Маргарита пережила мужа, который скончался в 1540-м, пережила четверых из своих детей, была регентом Мантуи до совершеннолетия своего сына. Она вела деятельность, которая способствовала торговле и развитию предприятий герцогства, укрепила речную гавань и оборонительные сооружения.
Время от времени и до Маргариты, и после нее, появлялись люди, претендующие на звание представителей династии императоров Византии, но их права так и не были достоверно подтверждены, их упоминают, но лишь как претендентов неясного происхождения.
Последняя из Палеологов никогда не была на Родине своих предков, не исповедовала их религию, не знала их культуру. Но интриги, связанные с ее бракосочетанием были вполне в духе Византии позднего периода. Маргариты не стало 28 декабря 1566 года.
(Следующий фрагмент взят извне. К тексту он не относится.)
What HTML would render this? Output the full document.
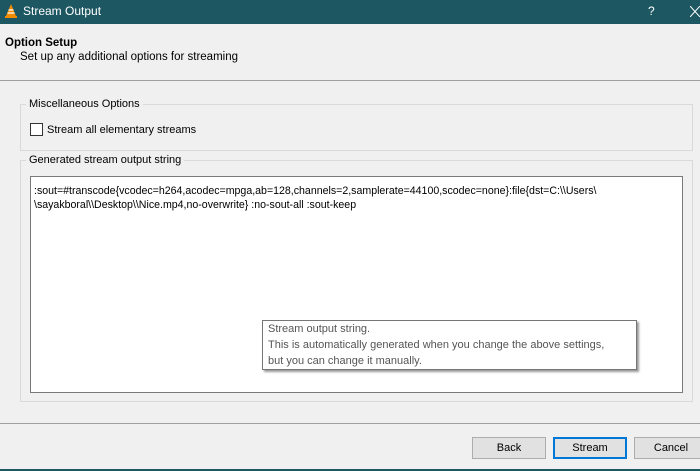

Дети Маргариты могли бы претендовать и на звание Мантуя — Третий Рим, и на герб в виде двуглавого орла, но им это было глубоко не интересно. Не чтили корни, не придавали значения. А в далекой Москве, сохранившей веру греческого толка, помнили, наследство упавшей империи приняли: «Москва — Третий Рим, а четвертому не бывать». Так-то!